YOUR TASK
Reproduce each line from the records that holds "this".

Collected data:
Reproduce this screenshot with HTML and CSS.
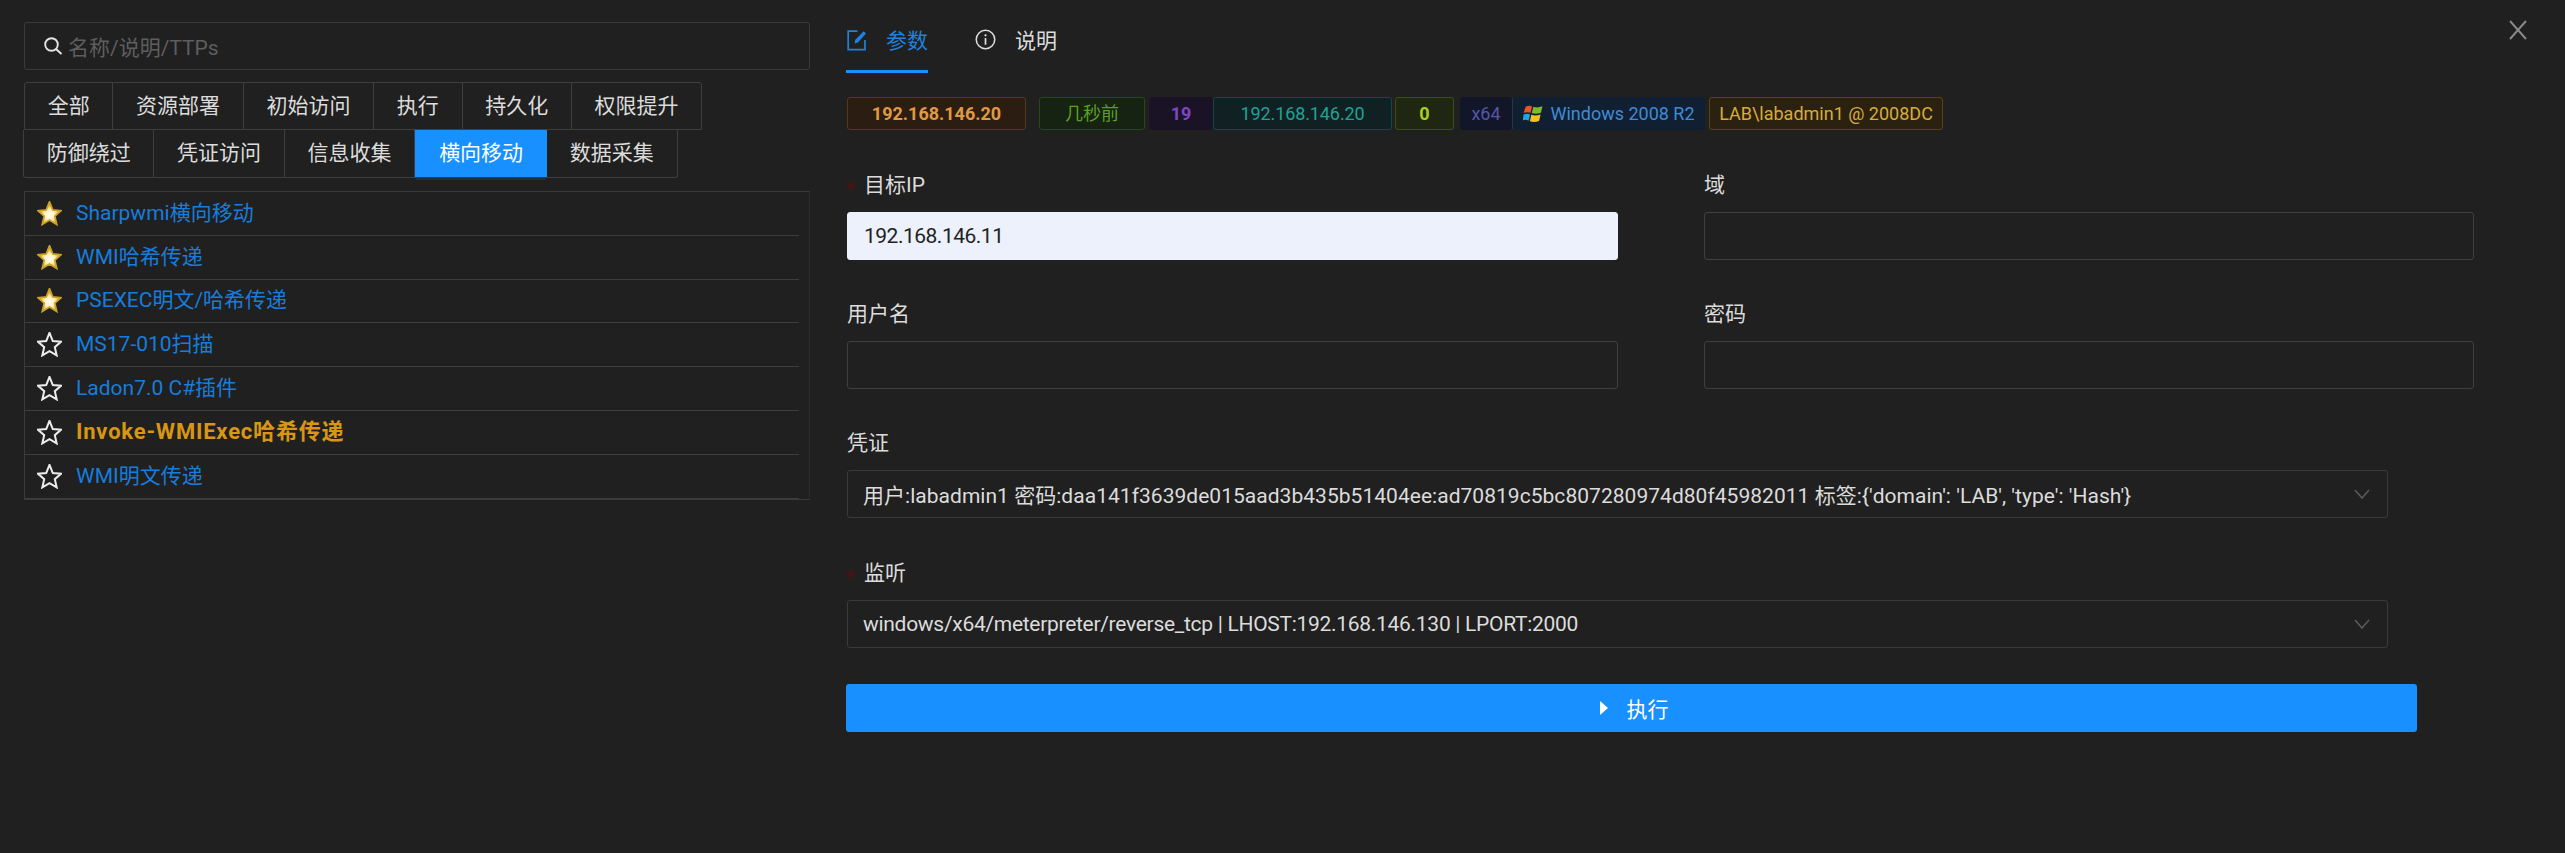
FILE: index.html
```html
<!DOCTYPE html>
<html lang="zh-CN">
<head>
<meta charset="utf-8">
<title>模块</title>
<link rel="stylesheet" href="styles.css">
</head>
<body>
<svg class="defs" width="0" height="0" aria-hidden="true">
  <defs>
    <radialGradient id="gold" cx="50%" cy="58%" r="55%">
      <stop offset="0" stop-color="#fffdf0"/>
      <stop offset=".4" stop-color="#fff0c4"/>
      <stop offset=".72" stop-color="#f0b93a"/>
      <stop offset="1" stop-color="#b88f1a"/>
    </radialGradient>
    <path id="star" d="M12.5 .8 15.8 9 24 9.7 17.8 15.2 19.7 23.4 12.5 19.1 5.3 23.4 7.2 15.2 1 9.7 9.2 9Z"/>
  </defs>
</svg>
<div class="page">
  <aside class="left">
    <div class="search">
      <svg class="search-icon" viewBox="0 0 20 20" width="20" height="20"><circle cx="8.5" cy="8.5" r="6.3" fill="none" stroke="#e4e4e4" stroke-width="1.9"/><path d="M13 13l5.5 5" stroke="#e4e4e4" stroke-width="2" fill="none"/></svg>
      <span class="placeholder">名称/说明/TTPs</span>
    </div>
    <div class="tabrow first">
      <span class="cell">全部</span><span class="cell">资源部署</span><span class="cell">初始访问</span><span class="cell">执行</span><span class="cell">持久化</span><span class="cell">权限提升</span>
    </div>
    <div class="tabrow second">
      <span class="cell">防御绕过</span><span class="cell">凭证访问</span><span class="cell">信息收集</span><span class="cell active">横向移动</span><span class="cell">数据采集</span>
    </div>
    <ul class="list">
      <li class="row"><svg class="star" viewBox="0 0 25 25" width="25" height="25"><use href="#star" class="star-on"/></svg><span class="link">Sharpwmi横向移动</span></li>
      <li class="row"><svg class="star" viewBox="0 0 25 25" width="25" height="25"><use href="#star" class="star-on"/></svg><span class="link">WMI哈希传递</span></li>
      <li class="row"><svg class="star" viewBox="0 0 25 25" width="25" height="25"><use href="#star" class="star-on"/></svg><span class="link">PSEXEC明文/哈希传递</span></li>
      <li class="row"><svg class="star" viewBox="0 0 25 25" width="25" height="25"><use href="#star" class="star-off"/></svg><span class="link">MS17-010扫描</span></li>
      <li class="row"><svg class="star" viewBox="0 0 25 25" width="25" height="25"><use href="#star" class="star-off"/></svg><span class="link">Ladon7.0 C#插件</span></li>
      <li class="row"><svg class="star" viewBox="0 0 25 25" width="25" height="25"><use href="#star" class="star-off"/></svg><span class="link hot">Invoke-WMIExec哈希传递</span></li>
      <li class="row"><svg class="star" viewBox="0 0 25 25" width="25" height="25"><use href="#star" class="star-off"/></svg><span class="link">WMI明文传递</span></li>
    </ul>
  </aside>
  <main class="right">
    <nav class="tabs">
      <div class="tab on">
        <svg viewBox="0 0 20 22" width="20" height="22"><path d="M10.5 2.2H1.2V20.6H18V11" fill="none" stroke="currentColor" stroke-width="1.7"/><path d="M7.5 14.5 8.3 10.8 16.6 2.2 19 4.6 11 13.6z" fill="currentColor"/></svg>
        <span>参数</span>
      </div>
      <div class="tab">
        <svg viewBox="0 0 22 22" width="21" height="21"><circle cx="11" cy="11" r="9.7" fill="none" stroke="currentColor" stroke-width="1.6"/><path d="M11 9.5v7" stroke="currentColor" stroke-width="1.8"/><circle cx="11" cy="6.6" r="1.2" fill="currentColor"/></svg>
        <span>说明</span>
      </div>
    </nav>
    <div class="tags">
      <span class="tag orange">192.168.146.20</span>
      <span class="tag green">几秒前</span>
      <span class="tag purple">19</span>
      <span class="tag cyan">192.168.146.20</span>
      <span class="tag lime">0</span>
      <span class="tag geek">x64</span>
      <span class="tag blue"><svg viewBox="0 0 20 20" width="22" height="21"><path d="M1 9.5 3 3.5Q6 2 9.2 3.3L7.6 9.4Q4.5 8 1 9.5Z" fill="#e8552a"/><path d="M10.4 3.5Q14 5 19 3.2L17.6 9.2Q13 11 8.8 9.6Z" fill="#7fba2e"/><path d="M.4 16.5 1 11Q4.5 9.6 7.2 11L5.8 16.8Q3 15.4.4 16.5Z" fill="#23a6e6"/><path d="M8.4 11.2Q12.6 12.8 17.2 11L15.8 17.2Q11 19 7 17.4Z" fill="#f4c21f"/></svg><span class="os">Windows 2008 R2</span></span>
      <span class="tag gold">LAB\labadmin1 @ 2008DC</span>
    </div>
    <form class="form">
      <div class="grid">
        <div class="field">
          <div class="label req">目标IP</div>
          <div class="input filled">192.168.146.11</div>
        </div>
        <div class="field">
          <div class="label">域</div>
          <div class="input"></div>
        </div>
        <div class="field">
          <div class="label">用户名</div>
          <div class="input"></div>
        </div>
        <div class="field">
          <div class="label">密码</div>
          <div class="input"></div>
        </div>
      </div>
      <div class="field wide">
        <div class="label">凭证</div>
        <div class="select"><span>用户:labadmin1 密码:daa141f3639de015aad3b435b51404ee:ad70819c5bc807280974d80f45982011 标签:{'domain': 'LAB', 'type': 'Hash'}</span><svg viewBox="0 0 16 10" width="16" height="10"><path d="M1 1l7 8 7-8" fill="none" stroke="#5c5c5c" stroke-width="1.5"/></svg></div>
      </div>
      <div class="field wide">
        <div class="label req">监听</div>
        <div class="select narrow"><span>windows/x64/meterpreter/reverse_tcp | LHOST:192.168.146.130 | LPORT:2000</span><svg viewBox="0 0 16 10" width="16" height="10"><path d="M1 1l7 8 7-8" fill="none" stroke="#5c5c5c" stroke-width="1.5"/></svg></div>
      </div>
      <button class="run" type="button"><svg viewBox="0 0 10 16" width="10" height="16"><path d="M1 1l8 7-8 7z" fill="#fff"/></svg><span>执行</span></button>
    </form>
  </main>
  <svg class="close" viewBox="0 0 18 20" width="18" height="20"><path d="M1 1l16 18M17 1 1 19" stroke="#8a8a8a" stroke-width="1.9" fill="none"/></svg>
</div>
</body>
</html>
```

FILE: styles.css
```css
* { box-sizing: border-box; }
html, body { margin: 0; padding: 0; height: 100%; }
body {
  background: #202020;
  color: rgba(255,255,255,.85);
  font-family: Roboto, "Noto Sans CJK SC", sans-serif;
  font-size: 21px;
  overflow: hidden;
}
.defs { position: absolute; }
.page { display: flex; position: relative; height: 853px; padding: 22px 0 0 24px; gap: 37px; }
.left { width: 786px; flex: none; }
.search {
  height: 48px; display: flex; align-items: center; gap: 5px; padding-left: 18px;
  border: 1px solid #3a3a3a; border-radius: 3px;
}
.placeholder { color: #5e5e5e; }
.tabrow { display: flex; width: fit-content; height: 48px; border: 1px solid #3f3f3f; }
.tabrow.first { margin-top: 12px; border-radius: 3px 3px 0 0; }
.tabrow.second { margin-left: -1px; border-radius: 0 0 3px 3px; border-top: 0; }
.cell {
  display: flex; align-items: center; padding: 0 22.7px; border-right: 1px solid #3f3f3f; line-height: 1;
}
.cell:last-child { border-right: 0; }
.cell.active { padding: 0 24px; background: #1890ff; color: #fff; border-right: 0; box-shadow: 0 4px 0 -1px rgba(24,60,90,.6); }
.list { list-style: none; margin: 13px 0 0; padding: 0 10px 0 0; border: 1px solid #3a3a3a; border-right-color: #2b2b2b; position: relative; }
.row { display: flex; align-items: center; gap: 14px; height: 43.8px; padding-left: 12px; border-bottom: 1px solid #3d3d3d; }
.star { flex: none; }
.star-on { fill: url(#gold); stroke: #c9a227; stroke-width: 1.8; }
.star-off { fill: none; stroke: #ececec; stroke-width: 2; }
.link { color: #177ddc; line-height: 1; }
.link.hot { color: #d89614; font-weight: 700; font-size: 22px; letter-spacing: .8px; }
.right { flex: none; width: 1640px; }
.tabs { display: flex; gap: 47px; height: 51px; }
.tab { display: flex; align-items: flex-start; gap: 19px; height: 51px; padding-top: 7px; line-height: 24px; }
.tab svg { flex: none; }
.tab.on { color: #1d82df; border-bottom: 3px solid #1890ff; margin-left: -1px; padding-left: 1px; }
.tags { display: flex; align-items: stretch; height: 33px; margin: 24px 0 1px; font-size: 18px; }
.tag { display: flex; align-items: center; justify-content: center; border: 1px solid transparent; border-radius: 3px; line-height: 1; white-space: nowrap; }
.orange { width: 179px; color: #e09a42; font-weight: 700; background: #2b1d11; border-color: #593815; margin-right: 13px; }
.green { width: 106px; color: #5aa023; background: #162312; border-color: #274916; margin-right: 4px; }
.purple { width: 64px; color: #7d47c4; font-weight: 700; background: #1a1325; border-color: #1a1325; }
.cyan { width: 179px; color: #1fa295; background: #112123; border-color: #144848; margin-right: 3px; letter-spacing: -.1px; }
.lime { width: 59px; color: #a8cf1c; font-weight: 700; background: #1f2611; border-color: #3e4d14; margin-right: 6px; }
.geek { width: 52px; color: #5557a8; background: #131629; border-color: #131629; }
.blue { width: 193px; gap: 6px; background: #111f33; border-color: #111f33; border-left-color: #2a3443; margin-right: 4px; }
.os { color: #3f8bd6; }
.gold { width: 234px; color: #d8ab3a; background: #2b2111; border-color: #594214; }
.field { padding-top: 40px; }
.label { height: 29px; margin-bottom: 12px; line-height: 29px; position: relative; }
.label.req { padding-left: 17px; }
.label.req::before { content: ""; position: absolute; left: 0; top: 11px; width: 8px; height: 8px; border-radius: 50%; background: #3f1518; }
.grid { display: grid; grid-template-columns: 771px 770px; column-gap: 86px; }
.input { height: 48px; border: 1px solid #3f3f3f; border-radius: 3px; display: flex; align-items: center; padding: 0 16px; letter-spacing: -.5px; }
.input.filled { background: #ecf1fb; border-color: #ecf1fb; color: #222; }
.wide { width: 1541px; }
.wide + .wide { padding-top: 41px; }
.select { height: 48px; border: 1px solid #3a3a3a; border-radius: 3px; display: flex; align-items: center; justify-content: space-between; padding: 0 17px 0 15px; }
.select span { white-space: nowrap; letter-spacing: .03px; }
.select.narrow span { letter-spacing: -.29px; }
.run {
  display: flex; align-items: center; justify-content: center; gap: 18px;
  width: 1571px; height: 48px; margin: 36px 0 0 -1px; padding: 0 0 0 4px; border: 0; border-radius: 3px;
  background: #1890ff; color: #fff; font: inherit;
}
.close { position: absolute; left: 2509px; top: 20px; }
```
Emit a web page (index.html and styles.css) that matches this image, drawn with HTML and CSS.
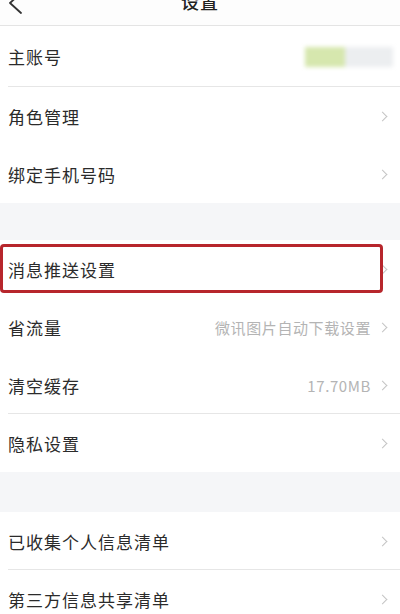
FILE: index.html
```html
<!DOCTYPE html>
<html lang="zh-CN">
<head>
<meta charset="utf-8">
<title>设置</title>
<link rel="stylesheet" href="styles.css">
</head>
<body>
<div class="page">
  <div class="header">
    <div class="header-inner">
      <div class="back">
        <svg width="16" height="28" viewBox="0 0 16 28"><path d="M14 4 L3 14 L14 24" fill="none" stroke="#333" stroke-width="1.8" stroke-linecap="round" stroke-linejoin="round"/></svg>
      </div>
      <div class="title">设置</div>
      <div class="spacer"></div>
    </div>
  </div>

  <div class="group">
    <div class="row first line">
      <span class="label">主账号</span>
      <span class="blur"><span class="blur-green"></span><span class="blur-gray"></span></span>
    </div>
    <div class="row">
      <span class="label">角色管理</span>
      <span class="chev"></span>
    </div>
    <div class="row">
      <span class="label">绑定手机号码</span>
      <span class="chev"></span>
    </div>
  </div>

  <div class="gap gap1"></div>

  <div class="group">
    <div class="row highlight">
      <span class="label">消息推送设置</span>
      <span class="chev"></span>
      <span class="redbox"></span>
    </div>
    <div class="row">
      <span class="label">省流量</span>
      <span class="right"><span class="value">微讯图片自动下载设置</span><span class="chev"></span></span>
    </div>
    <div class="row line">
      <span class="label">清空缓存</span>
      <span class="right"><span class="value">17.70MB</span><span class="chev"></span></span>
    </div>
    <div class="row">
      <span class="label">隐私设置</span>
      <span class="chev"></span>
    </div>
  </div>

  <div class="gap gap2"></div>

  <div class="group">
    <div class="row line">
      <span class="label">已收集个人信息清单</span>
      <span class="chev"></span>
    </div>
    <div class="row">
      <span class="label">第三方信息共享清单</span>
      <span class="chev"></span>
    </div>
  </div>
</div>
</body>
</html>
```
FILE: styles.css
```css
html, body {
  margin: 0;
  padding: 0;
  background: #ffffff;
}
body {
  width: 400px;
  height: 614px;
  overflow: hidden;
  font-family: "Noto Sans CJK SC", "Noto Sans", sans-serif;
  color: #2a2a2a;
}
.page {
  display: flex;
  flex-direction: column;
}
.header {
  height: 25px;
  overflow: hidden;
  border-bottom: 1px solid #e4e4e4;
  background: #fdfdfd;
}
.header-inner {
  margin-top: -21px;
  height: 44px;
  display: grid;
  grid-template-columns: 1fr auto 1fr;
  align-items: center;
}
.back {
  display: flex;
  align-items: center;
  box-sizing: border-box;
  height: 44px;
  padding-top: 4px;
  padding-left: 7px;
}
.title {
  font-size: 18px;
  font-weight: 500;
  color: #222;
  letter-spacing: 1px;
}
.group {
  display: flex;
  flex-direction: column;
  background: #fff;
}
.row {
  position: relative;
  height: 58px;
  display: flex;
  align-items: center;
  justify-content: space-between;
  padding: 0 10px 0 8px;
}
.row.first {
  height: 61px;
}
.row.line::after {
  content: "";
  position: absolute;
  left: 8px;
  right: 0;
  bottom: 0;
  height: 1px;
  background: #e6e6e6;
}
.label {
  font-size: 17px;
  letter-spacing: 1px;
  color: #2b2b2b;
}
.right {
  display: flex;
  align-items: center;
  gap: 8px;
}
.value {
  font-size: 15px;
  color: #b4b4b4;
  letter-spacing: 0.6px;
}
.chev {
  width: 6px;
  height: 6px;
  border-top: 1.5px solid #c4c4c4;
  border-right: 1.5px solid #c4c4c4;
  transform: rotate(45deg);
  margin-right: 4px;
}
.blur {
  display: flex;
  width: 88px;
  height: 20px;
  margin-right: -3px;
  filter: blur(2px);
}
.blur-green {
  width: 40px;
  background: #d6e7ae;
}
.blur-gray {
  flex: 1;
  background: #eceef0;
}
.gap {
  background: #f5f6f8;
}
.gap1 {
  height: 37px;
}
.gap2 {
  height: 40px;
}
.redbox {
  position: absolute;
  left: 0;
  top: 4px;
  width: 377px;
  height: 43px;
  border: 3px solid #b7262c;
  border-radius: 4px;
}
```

FINAL RESULT
Reproduce this screenshot with HTML and CSS.
Emit a web page (index.html and styles.css) that matches this image, drawn with HTML and CSS.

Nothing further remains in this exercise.